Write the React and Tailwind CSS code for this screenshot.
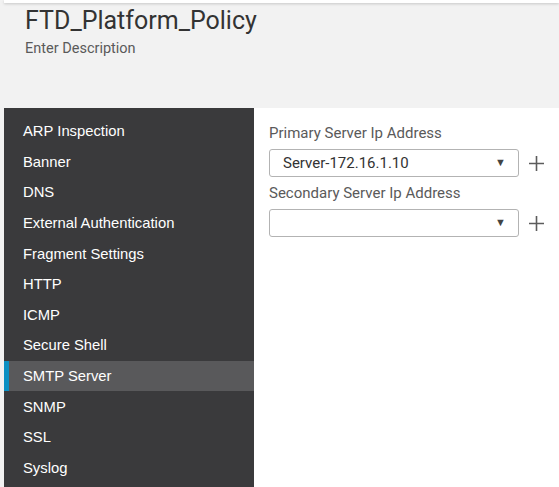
const navItems = [
  "ARP Inspection",
  "Banner",
  "DNS",
  "External Authentication",
  "Fragment Settings",
  "HTTP",
  "ICMP",
  "Secure Shell",
  "SMTP Server",
  "SNMP",
  "SSL",
  "Syslog",
];

const PlusIcon = () => (
  <svg className="ml-[9px] h-[17px] w-[17px]" viewBox="0 0 17 17" fill="none">
    <path d="M8.5 1v15M1 8.5h15" stroke="#5c5c5c" strokeWidth="1.6" />
  </svg>
);

const SelectField = ({ label, value }) => (
  <div className="flex flex-col">
    <label className="text-[15px] leading-[20px] text-[#5a5a5a]">{label}</label>
    <div className="mt-[6px] flex items-center">
      <div className="flex h-[28px] w-[250px] items-center justify-between rounded-[3px] border border-[#b3b3b3] bg-white pl-[13px] pr-[12px]">
        <span className="text-[15px] text-[#333]">{value}</span>
        <span className="text-[11px] text-[#444]">▼</span>
      </div>
      <PlusIcon />
    </div>
  </div>
);

const App = () => {
  return (
    <div className="h-[487px] w-full overflow-hidden bg-[#f2f2f2] font-['Roboto',sans-serif]">
      <div className="ml-[4px] h-[3px] bg-white shadow-[0_1px_3px_rgba(0,0,0,0.18)]" />

      <div className="h-[105px] pl-[25px] pt-[3px]">
        <h1 className="text-[25px] leading-[30px] text-[#333]">FTD_Platform_Policy</h1>
        <p className="mt-[3px] text-[14.5px] leading-[20px] text-[#5a5a5a]">Enter Description</p>
      </div>

      <div className="ml-[4px] flex h-[379px]">
        <nav className="w-[250px] bg-[#3a3a3c] pt-[8px]">
          {navItems.map((item) => {
            const active = item === "SMTP Server";
            return (
              <div
                key={item}
                className={
                  active
                    ? "flex h-[30.6px] items-center border-l-[5px] border-[#0a8fc2] bg-[#59595b] pl-[14px] text-[14.8px] text-white font-['Liberation_Sans',sans-serif]"
                    : "flex h-[30.6px] items-center pl-[19px] text-[14.8px] text-white font-['Liberation_Sans',sans-serif]"
                }
              >
                {item}
              </div>
            );
          })}
        </nav>

        <main className="flex-1 bg-white pl-[15px] pt-[15px]">
          <div className="flex flex-col gap-[6px]">
            <SelectField label="Primary Server Ip Address" value="Server-172.16.1.10" />
            <SelectField label="Secondary Server Ip Address" value="" />
          </div>
        </main>
      </div>
    </div>
  );
};

export default App;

************

## Work instructions
Copy the listing word for word, excluding its pictures.

## Answer to this problem
Write the React and Tailwind CSS code for this screenshot.
const navItems = [
  "ARP Inspection",
  "Banner",
  "DNS",
  "External Authentication",
  "Fragment Settings",
  "HTTP",
  "ICMP",
  "Secure Shell",
  "SMTP Server",
  "SNMP",
  "SSL",
  "Syslog",
];

const PlusIcon = () => (
  <svg className="ml-[9px] h-[17px] w-[17px]" viewBox="0 0 17 17" fill="none">
    <path d="M8.5 1v15M1 8.5h15" stroke="#5c5c5c" strokeWidth="1.6" />
  </svg>
);

const SelectField = ({ label, value }) => (
  <div className="flex flex-col">
    <label className="text-[15px] leading-[20px] text-[#5a5a5a]">{label}</label>
    <div className="mt-[6px] flex items-center">
      <div className="flex h-[28px] w-[250px] items-center justify-between rounded-[3px] border border-[#b3b3b3] bg-white pl-[13px] pr-[12px]">
        <span className="text-[15px] text-[#333]">{value}</span>
        <span className="text-[11px] text-[#444]">▼</span>
      </div>
      <PlusIcon />
    </div>
  </div>
);

const App = () => {
  return (
    <div className="h-[487px] w-full overflow-hidden bg-[#f2f2f2] font-['Roboto',sans-serif]">
      <div className="ml-[4px] h-[3px] bg-white shadow-[0_1px_3px_rgba(0,0,0,0.18)]" />

      <div className="h-[105px] pl-[25px] pt-[3px]">
        <h1 className="text-[25px] leading-[30px] text-[#333]">FTD_Platform_Policy</h1>
        <p className="mt-[3px] text-[14.5px] leading-[20px] text-[#5a5a5a]">Enter Description</p>
      </div>

      <div className="ml-[4px] flex h-[379px]">
        <nav className="w-[250px] bg-[#3a3a3c] pt-[8px]">
          {navItems.map((item) => {
            const active = item === "SMTP Server";
            return (
              <div
                key={item}
                className={
                  active
                    ? "flex h-[30.6px] items-center border-l-[5px] border-[#0a8fc2] bg-[#59595b] pl-[14px] text-[14.8px] text-white font-['Liberation_Sans',sans-serif]"
                    : "flex h-[30.6px] items-center pl-[19px] text-[14.8px] text-white font-['Liberation_Sans',sans-serif]"
                }
              >
                {item}
              </div>
            );
          })}
        </nav>

        <main className="flex-1 bg-white pl-[15px] pt-[15px]">
          <div className="flex flex-col gap-[6px]">
            <SelectField label="Primary Server Ip Address" value="Server-172.16.1.10" />
            <SelectField label="Secondary Server Ip Address" value="" />
          </div>
        </main>
      </div>
    </div>
  );
};

export default App;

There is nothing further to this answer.